9) The computer-implemented method of claim 4 further comprising determining the location of the product or consumer.

10) The computer-implemented method of claim 8 further comprising:

retrieving predefined location-based thresholds and associated price levels;

retrieving the location of the product or consumer;

comparing the location based thresholds with the location of the product or consumer to determine the appropriate price level.

11) The computer-implemented method of claim 1, further comprising logging transaction completion information if a consumer completes a transaction using the coupon.

12) The computer-implemented method of claim 10 further comprising determining a consumer profile based on at least one of number of price queries generated by the consumer, or number or transactions completed.

13) The computer-implemented method of claim 11 further comprising providing an additional discount based on consumer profile.

14) A system for providing real-time, dynamic pricing, the system comprising:

an input module for receiving a price query for a product;

a transactional database for storing received price queries;

a dynamic pricing module for:

extracting a price query count from the transactional database, the price query count being the number of price queries related to the product in a predefined sample period;

retrieving preset threshold values for one or more parameters associated with the product;

calculating a product price based on a comparison between the price query count and the threshold values; and

a content generation module for generating a coupon displaying the product price.

15) The system of claim 11 wherein the transaction database logs the current demand information including at least one of the product price query, or transaction record if a consumer completes a transaction using the coupon.

16) The system of claim 11 further comprising a consumer interface allowing a consumer to configure the threshold values for the parameters, wherein the parameters include number of product queries, number of completed transactions, local whether, economic conditions, inventory, or location.

17) The system of claim 11 further comprising a third party data source providing third party content including whether information, traffic data, RSS feeds, social networking content, or economic data.

18) The system of claim 11 further comprising a delivery module for providing the coupon to the consumer.

19) The system of claim 15, wherein the delivery module includes at least one of a mobile platform, or a stationary platform.

20) The system of claim 11 further comprising a location identification module for determining the originating location of the query.

21) The system of claim 11 further comprising a consumer database for storing consumer pertinent information.

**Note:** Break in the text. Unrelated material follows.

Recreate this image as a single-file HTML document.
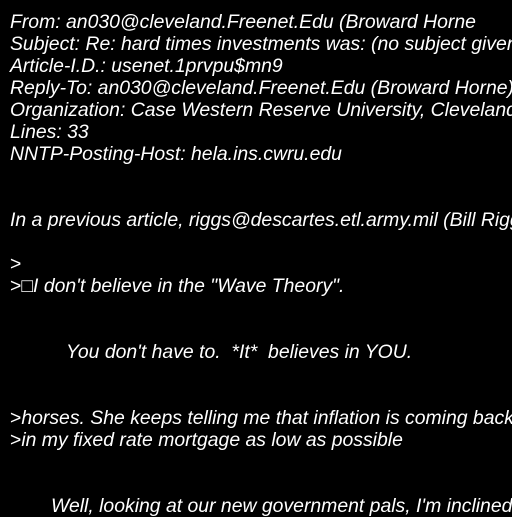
<!DOCTYPE html>
<html><head><style>
html,body{margin:0;padding:0;background:#000;width:512px;height:512px;overflow:hidden}
.l{position:absolute;left:10px;white-space:pre;color:#fff;font-family:"Liberation Sans",sans-serif;font-style:italic;font-size:19.4px;line-height:22px}
.n{font-style:normal}
</style></head><body>
<div class="l" style="top:11px">From: an030@cleveland.Freenet.Edu (Broward Horne</div>
<div class="l" style="top:33px">Subject: Re: hard times investments was: (no subject given)</div>
<div class="l" style="top:55px">Article-I.D.: usenet.1prvpu$mn9</div>
<div class="l" style="top:77px">Reply-To: an030@cleveland.Freenet.Edu (Broward Horne)</div>
<div class="l" style="top:99px">Organization: Case Western Reserve University, Cleveland, OH</div>
<div class="l" style="top:121px">Lines: 33</div>
<div class="l" style="top:143px">NNTP-Posting-Host: hela.ins.cwru.edu</div>
<div class="l" style="top:209px">In a previous article, riggs@descartes.etl.army.mil (Bill Riggs) says:</div>
<div class="l" style="top:253px"><span class="n">&gt;</span></div>
<div class="l" style="top:275px"><span class="n">&gt;□</span>I don't believe in the "Wave Theory".</div>
<div class="l" style="top:341px;left:66px">You don't have to.  *It*  believes in YOU.</div>
<div class="l" style="top:407px"><span class="n">&gt;</span>horses. She keeps telling me that inflation is coming back</div>
<div class="l" style="top:429px"><span class="n">&gt;</span>in my fixed rate mortgage as low as possible</div>
<div class="l" style="top:495px;left:51px">Well, looking at our new government pals, I'm inclined</div>
</body></html>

22) The system of claim 18 further comprising a profiler for profiling consumers based on the consumer pertinent information.

23) The system of claim 19 further comprising a discount calculator for providing a discount based on the consumer profile.

24) In a system for providing product pricing information to a consumer through a mobile communication platform, a method for providing real-time, demand-based, dynamic pricing information to the consumer, the method comprising:

receiving price query for a product from the consumer;

retrieving preset demand-based threshold values for one or more parameters associated with the product;

maintaining a database of current demand information based on at least one of received product price queries or completed transactions;

extracting current demand information about the product from a specified period;

calculating a product price based on a comparison between the current demand information and the threshold values; and

generating a time-bound electronic coupon, based on the product price, for the consumer;

whereby the consumer completes a sale transaction using the time-bound electronic coupon before expiry of the electronic coupon.